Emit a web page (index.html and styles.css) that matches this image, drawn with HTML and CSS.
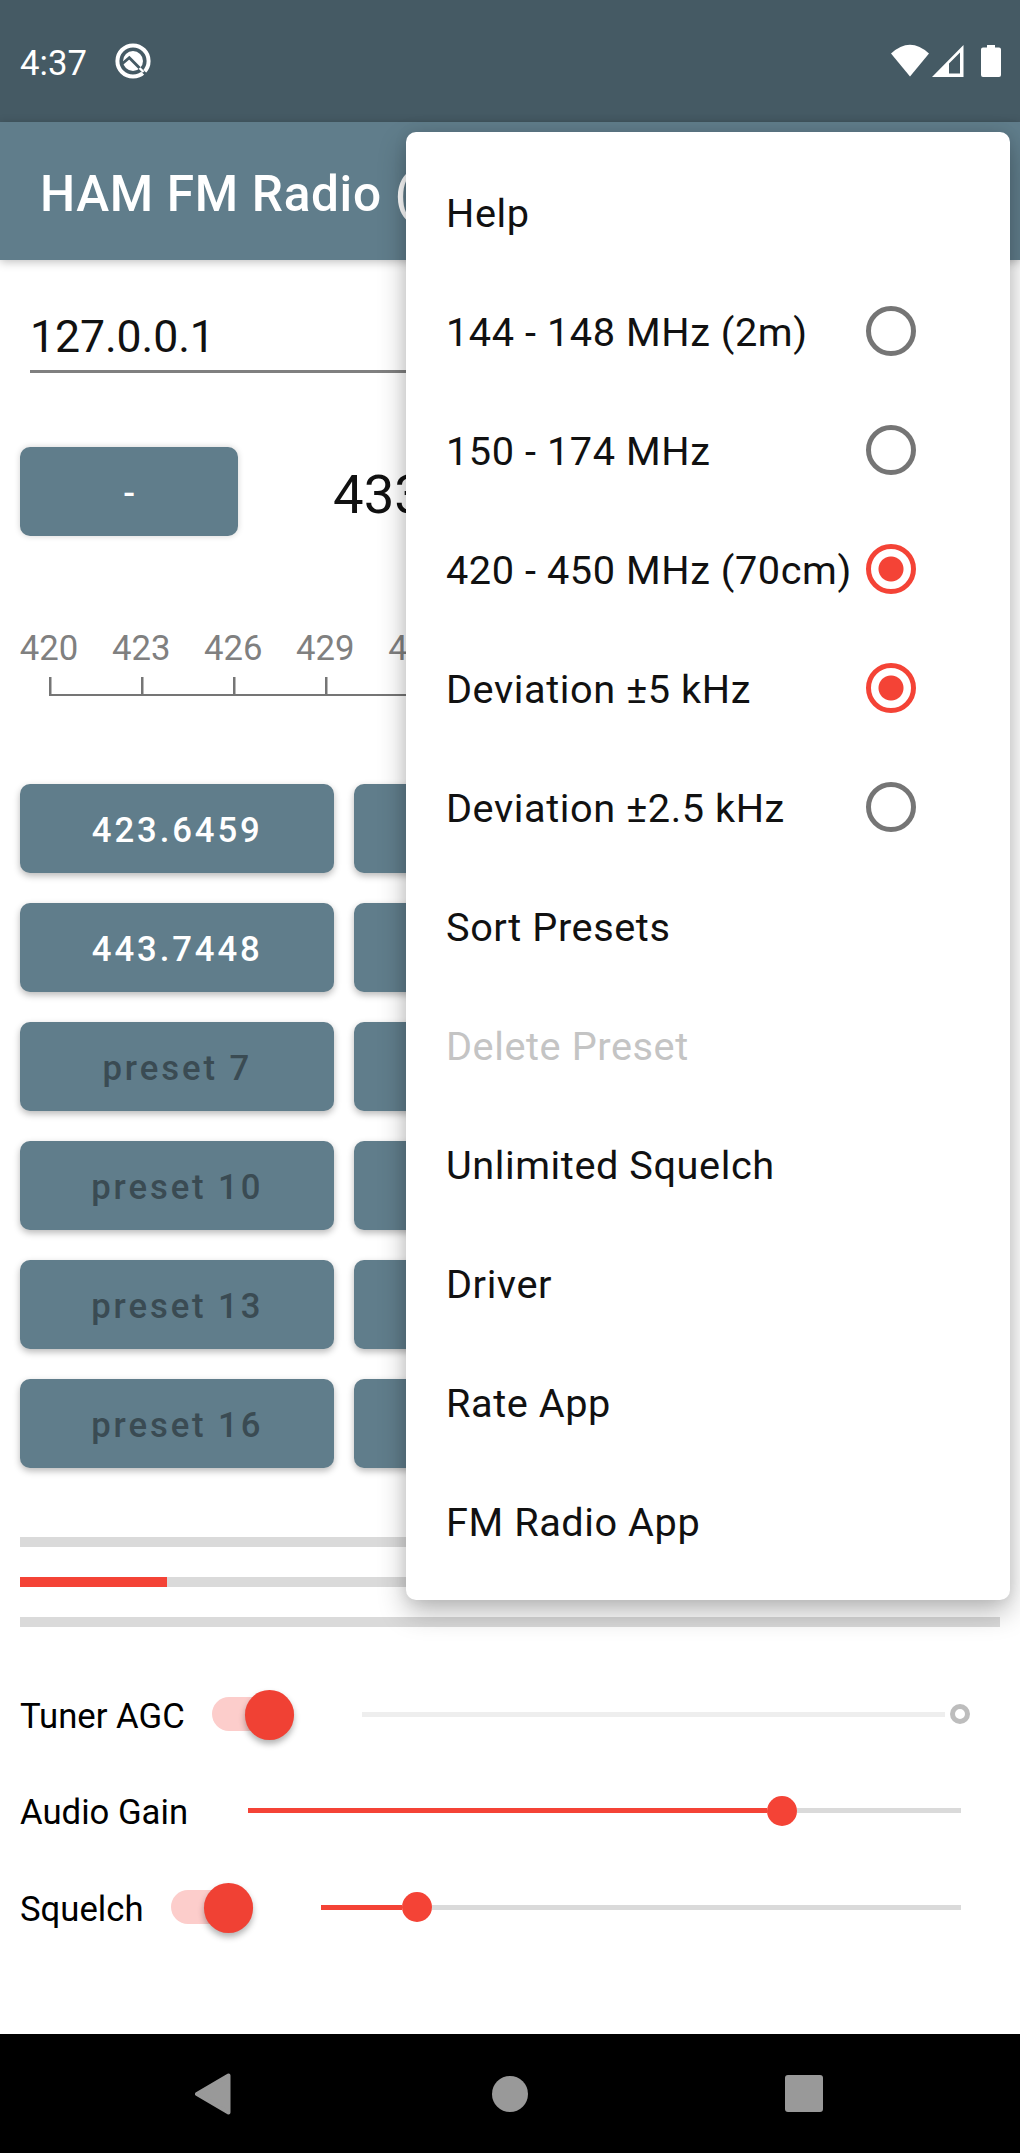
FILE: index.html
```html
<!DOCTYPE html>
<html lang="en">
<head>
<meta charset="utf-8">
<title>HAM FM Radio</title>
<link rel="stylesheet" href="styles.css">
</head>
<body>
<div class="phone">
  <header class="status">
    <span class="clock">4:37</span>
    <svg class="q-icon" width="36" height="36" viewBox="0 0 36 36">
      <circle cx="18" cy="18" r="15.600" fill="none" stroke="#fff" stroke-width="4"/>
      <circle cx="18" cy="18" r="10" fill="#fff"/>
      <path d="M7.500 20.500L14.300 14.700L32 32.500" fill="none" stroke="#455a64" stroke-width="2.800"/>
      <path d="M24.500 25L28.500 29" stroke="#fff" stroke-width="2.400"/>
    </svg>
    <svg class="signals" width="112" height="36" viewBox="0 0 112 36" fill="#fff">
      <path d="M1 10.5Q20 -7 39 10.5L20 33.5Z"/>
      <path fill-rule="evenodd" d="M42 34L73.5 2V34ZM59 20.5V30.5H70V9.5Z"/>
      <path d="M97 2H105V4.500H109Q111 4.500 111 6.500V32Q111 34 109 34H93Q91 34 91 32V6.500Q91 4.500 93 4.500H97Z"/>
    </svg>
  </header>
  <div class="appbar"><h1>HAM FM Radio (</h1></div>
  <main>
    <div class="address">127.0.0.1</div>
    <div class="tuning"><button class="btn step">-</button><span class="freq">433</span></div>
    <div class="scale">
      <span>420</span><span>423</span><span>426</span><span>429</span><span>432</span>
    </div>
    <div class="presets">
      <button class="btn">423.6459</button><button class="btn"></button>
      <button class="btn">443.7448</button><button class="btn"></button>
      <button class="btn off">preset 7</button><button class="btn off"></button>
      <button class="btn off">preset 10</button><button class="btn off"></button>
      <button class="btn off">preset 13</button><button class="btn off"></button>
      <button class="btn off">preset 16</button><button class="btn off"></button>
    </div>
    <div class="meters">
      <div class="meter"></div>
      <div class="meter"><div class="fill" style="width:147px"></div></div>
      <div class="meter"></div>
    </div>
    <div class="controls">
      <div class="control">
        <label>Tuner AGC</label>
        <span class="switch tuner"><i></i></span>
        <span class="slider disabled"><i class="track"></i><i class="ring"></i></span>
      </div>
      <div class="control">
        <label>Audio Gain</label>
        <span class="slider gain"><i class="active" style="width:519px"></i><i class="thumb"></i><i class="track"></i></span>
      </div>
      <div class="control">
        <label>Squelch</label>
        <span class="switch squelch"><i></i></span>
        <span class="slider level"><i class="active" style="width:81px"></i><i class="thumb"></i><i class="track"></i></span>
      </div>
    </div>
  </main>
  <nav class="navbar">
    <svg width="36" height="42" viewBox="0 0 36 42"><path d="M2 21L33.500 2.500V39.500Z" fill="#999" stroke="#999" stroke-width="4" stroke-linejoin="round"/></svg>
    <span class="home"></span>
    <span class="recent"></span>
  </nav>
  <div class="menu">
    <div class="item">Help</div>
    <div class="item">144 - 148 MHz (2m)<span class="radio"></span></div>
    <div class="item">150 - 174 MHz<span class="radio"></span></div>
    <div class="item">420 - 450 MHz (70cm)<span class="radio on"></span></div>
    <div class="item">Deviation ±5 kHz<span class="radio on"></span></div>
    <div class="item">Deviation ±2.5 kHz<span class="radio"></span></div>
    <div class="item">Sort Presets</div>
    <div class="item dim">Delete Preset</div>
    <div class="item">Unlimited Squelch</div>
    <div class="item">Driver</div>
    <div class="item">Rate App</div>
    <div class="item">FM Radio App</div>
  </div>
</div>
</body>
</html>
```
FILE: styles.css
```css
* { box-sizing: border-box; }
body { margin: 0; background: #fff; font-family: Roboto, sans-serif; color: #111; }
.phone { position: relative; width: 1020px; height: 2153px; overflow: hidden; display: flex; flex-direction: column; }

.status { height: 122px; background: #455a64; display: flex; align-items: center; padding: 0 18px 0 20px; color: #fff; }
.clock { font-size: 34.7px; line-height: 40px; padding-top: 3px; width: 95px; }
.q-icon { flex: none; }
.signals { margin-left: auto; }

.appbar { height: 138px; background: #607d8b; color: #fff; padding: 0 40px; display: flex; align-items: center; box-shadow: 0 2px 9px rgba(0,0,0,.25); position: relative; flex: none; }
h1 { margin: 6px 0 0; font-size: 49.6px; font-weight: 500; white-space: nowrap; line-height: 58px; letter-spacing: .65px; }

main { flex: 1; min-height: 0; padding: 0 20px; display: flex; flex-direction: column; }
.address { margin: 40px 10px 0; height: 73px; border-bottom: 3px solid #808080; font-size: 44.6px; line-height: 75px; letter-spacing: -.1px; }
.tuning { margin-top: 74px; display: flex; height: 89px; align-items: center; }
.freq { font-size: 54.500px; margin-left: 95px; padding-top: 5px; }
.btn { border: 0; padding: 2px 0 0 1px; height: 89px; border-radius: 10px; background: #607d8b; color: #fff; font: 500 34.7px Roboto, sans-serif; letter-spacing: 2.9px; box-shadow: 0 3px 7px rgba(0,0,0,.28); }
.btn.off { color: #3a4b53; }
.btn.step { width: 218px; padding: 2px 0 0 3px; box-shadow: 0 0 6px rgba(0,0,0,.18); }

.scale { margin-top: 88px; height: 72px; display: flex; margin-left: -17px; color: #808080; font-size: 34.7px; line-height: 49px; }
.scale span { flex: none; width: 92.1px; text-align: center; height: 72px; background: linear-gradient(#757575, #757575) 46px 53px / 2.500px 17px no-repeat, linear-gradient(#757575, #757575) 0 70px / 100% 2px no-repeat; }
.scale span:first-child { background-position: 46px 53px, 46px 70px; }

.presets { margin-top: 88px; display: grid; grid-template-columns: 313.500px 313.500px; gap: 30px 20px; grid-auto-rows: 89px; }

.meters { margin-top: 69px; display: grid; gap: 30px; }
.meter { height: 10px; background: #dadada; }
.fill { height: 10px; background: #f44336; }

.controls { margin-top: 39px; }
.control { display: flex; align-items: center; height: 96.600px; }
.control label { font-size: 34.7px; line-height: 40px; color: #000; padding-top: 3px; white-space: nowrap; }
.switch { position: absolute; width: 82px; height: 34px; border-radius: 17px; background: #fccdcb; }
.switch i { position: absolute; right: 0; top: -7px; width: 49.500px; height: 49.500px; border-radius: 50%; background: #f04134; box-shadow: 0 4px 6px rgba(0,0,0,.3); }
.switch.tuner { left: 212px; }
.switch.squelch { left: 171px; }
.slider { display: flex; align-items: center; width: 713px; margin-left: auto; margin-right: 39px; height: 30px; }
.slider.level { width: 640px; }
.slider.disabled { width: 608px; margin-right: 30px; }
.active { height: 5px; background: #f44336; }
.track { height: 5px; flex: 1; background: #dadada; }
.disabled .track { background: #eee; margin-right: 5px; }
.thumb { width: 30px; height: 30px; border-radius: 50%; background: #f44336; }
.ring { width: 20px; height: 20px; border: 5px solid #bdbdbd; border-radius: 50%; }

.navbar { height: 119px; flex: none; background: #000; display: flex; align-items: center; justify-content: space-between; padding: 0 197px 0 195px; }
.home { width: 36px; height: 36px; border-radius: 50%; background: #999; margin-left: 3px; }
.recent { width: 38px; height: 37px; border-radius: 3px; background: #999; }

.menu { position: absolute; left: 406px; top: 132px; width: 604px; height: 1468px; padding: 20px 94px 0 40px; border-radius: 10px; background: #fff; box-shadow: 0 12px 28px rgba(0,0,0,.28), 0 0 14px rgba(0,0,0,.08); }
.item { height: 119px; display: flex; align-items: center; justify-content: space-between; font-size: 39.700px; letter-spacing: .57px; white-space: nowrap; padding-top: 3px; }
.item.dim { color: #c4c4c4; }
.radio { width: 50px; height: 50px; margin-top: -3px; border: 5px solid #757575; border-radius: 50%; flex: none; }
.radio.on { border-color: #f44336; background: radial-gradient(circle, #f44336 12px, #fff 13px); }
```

* [Work to be completed]: From the data, collect all lines where the string "index" appears.

* [Task answer]:
Emit a web page (index.html and styles.css) that matches this image, drawn with HTML and CSS.
FILE: index.html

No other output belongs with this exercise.